Show HN: Workout planner - mkeung
http://intro.thryv.com/home.html

======
trueluk
* Add activity could use a text input search box that filters the activities.

\+ If you're going to show Exercise + Variation, it might simplify things to
not include the variations in the Exercises column.

\- For example, Barbell Shoulder Press (4), Barbell Close-Grip Shoulder
Press(1), Barbell Wide-Grip Shoulder Press(1), and Barbell Reverse-Grip
Shoulder Press(1) are all listed under exercise. No matter which I choose, I
have to choose it again in the variation. Seems to me like you shouldn't
include a variation in the exercises list if it's a variation of an exercise
already in the list.

* Add Exercise through Journal>History: I should be able to tab between lbs, sets, reps, mins. I have to click each to edit.

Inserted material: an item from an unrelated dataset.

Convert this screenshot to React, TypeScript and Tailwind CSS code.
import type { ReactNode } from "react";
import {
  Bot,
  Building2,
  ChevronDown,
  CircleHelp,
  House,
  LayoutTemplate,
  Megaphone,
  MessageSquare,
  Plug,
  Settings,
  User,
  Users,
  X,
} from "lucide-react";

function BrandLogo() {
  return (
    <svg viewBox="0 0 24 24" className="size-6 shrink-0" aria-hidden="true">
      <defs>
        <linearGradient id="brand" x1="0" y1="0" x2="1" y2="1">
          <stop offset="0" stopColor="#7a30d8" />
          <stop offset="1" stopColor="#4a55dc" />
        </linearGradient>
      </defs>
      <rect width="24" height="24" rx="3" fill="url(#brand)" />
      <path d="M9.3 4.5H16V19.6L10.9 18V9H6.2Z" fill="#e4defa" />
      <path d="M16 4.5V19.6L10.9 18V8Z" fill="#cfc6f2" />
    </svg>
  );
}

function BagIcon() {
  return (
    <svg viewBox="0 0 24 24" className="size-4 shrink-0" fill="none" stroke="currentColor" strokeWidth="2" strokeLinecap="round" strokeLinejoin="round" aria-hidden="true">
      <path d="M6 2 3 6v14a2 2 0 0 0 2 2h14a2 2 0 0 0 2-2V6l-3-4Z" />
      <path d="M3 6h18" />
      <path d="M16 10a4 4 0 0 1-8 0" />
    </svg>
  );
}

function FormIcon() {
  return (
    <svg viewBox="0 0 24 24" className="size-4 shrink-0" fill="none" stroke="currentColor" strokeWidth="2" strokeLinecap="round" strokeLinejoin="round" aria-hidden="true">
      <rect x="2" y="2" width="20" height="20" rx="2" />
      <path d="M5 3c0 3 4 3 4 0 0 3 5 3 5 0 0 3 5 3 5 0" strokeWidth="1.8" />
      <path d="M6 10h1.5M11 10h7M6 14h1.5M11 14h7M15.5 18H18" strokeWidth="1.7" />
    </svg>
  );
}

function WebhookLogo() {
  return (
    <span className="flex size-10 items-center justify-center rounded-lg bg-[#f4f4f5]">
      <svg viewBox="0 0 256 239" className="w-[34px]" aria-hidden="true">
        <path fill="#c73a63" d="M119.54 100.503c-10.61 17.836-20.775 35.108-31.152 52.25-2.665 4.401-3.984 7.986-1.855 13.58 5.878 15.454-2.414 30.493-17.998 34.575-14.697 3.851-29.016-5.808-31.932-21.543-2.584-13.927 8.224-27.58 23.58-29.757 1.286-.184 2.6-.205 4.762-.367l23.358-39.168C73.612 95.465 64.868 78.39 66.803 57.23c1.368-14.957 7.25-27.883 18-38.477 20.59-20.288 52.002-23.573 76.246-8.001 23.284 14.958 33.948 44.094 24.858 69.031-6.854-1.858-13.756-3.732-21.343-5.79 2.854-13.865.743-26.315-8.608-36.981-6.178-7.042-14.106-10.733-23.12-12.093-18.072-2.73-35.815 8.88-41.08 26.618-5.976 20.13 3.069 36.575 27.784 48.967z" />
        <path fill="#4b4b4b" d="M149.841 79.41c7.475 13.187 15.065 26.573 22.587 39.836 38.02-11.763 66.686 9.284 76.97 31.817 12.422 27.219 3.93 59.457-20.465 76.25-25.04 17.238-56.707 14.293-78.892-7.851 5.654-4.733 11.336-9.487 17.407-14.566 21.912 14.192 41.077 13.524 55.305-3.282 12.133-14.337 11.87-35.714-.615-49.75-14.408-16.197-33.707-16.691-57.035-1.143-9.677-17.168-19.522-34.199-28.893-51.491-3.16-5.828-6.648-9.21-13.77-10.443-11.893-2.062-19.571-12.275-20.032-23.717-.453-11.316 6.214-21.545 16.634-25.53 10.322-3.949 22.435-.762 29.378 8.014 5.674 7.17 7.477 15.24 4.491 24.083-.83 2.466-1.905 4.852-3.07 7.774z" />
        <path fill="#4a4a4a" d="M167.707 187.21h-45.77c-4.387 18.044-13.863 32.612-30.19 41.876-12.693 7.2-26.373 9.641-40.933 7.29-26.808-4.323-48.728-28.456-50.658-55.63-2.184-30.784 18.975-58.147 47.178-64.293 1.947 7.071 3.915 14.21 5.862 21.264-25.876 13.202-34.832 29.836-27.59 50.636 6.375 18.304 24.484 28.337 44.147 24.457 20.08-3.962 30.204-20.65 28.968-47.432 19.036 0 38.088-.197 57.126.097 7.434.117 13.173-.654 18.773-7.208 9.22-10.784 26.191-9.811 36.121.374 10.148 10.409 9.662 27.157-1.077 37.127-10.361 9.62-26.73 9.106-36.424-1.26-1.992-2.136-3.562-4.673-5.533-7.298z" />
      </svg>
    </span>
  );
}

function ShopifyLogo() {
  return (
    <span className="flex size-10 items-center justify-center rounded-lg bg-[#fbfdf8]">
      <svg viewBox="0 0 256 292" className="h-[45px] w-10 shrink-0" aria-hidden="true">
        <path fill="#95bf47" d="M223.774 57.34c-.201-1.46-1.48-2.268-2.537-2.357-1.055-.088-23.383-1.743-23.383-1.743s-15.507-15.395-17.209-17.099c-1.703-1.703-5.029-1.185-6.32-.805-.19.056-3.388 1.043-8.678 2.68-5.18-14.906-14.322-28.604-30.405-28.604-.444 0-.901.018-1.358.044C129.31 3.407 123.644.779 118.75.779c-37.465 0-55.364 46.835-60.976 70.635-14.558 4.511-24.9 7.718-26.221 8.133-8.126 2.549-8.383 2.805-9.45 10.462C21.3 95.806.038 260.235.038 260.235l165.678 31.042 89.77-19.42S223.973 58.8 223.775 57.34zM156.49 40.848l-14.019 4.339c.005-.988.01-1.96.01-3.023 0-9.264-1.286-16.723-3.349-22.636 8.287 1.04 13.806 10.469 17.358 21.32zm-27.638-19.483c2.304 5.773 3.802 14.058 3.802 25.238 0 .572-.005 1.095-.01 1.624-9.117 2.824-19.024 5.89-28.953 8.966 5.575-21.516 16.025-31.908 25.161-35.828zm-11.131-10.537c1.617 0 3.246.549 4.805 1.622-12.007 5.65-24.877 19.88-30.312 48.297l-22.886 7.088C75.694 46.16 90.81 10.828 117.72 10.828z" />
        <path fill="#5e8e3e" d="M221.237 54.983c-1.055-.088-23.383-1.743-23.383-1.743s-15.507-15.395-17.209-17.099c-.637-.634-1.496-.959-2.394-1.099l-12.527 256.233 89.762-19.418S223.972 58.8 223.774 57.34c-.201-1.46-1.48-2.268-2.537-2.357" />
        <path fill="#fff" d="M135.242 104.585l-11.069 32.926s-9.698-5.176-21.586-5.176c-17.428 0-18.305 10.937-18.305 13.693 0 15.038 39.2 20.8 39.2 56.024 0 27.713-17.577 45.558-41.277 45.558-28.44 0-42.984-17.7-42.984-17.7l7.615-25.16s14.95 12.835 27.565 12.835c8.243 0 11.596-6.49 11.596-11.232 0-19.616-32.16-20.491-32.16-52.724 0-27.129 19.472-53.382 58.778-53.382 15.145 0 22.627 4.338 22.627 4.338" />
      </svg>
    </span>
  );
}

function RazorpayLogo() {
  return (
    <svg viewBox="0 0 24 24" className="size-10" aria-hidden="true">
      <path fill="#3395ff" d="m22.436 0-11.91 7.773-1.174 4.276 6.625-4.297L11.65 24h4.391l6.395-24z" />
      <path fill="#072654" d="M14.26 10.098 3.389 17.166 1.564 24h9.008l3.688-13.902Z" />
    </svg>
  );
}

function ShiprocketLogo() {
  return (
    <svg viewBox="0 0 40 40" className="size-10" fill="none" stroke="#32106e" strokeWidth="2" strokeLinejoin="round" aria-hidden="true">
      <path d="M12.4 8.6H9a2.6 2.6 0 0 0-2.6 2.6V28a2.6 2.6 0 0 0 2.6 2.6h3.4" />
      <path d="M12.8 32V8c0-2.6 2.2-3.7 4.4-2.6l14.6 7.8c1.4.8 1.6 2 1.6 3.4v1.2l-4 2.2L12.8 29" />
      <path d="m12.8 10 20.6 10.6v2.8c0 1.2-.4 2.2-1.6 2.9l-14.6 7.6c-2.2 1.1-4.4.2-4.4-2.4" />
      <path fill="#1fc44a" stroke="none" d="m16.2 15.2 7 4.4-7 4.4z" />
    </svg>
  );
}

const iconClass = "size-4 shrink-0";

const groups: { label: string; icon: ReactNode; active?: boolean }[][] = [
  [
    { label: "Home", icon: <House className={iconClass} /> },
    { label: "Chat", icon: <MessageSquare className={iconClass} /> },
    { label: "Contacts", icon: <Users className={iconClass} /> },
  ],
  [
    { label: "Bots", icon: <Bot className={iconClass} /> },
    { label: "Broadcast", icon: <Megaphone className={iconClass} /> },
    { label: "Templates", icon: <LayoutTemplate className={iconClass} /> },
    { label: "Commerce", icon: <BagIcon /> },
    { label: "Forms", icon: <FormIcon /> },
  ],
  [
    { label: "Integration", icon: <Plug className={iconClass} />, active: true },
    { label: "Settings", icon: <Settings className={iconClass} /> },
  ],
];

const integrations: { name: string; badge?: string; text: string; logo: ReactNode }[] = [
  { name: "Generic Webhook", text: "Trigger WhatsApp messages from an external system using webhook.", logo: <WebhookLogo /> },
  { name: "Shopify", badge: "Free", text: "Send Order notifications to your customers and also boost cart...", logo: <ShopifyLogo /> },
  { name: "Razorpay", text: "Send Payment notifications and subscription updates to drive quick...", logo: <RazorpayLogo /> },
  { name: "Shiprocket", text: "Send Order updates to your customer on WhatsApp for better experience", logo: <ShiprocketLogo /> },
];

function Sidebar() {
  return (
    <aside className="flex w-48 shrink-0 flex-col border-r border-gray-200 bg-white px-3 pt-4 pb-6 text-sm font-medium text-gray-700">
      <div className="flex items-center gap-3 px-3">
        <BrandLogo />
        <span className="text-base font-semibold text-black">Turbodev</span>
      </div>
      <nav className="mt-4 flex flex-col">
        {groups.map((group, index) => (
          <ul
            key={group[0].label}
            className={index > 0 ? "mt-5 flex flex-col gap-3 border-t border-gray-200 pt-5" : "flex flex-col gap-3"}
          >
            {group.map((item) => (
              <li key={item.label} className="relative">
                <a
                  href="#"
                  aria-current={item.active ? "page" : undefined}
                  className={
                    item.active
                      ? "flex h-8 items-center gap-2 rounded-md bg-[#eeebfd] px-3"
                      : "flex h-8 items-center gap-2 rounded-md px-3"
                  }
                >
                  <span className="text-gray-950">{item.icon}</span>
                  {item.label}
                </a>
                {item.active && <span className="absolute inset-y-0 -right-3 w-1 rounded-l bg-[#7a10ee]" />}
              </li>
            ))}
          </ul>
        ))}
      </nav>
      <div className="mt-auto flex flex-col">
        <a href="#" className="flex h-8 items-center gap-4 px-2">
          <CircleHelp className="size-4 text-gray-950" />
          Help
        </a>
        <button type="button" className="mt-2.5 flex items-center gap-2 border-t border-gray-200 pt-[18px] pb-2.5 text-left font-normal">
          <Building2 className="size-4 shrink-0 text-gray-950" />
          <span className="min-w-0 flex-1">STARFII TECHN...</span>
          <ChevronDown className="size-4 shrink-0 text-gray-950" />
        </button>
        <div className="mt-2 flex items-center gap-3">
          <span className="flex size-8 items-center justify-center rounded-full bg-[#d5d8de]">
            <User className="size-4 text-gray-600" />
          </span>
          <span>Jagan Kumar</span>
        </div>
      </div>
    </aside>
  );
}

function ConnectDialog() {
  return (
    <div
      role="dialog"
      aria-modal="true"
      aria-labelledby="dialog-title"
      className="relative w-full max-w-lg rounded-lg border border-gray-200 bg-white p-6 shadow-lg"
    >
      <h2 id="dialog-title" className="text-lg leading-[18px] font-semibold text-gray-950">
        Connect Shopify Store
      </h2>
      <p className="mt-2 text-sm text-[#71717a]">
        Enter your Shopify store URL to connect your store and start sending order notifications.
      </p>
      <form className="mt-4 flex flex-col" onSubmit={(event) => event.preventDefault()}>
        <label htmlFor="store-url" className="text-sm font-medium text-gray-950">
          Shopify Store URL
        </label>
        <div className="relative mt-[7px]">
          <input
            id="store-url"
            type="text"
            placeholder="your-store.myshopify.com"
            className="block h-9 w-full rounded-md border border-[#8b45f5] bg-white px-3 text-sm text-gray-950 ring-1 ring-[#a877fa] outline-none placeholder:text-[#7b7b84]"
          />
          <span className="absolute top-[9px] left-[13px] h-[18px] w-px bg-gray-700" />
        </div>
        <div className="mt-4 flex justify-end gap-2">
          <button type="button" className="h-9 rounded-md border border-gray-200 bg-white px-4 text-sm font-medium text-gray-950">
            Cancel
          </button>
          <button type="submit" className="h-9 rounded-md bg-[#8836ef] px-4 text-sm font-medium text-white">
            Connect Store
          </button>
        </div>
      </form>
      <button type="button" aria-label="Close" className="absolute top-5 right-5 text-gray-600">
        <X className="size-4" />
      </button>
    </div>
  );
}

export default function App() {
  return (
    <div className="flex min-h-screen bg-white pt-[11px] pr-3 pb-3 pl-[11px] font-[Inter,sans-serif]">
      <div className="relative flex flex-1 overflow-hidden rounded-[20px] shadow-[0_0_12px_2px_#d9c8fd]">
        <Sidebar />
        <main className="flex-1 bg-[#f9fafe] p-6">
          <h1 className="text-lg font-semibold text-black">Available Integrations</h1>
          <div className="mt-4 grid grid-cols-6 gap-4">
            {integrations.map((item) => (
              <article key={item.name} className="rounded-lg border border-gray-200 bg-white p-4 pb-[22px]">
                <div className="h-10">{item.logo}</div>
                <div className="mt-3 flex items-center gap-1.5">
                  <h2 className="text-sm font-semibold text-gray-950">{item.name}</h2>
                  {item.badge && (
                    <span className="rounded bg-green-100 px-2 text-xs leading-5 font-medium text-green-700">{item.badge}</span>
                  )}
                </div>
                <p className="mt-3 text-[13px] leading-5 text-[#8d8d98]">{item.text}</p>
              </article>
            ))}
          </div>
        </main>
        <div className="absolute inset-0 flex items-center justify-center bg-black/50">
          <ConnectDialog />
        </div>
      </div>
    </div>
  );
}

* Let's say I want to add my workout history to this. Adding my historical data is difficult. I have to go day by day in the journal and then click Add Day from Plan or Add Exercise. Can you handled any kind of CSV import?

* I see I can track my body weight, but can I track my weight gain/progress per exercise? How many lbs have I added to my squat this year? What did I bench press during my last workout? Similarly, when I lift weights I look back at my previous workouts in my workout log (which is currently a thread of emails) to know how much weight I should be lifting for my workout.

* I added individual exercises to my journal for yesterday, but they don't show up on the calendar. Only activities show up on the calendar.

* When I click the activity on the calendar view, I'd like to be able to see what I did. It doesn't show me the exercises in the popup.

* There's not great support for me missing a rep. Let's say I'm squatting 3 sets, 5 reps each. That's easy enough to plan, but what happens if I miss a rep on the last set? For me to enter that data I have to change the exercise to 2 sets, 5 reps each, and then add a new exercise with 1 set, 4 reps. But that doesn't seem right because I didn't plan to do 4 reps on that third set. I planned to do 5 and I failed.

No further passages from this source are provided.